Certainly, Congress can take a “carrot or stick” approach to encourage states to enact federal priorities. But Congress can’t force state governments to enact its preferred policies.
The Professional and Amateur Sports Protection Act violates this principle because, as Alito wrote, it “unequivocally dictates what a state legislature may and may not do.” Indeed, he asserted that a “more direct affront to state sovereignty is not easy to imagine.” Alito compared it to federal officers being placed in statehouses across the country “armed with the authority to stop legislators from voting on any offending proposals.”
He further explained:
The legislative powers granted to Congress are sizable but they are not unlimited. The Constitution confers on Congress not plenary legislative power but only certain enumerated powers. Therefore, all other legislative power is reserved for the States, as the Tenth Amendment confirms. And conspicuously absent from the list of powers given to Congress is the power to issue direct orders to the governments of the States.”
The court also rejected the claim that the Professional and Amateur Sports Protection Act pre-empted state law in this area. Alito quickly knocked down that argument, explaining that in order to pre-empt state law, a federal law must be based on “the exercise of a power conferred to Congress by the Constitution” and regulate private actors, not the states. The Professional and Amateur Sports Protection Act fails on both accounts.

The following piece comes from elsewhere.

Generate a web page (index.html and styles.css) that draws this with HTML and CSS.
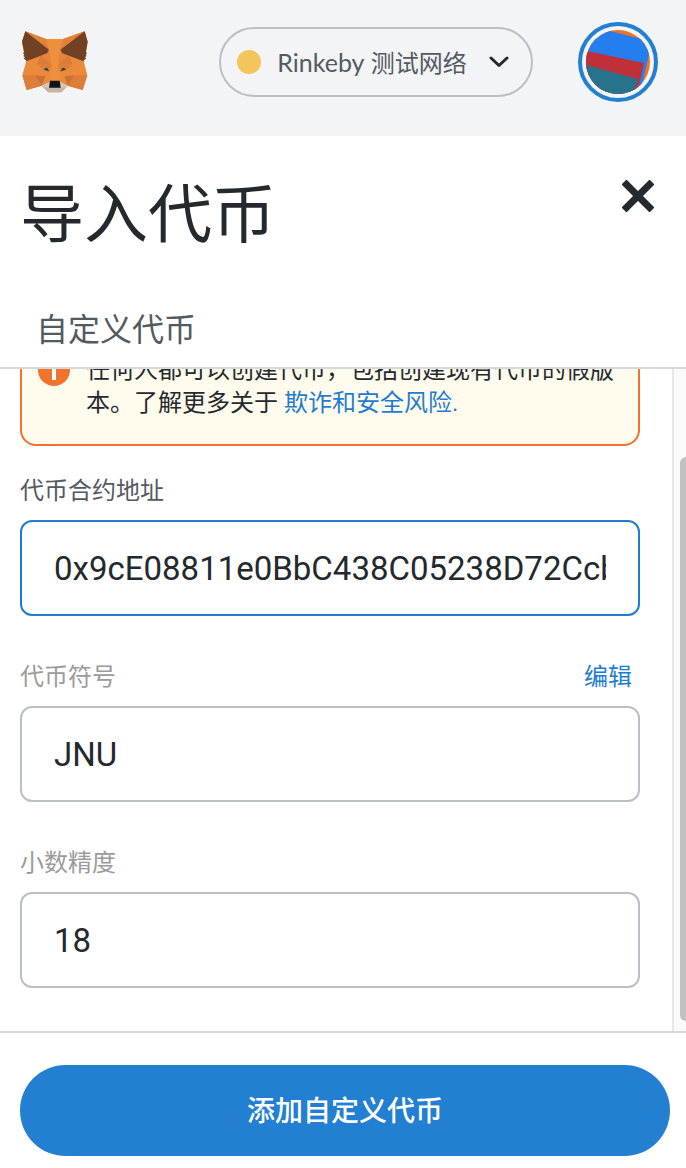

Alito concluded that Congress could regulate sports betting directly, but having chosen not to, “each state is free to act on its own.”
A dozen or so states were already considering legalizing sports betting, and this ruling gives them the green light. But it could also have an impact far beyond the sports world—in the legal battle between the Trump administration and sanctuary cities, and in conflicts between states and the federal government over legalizing marijuana.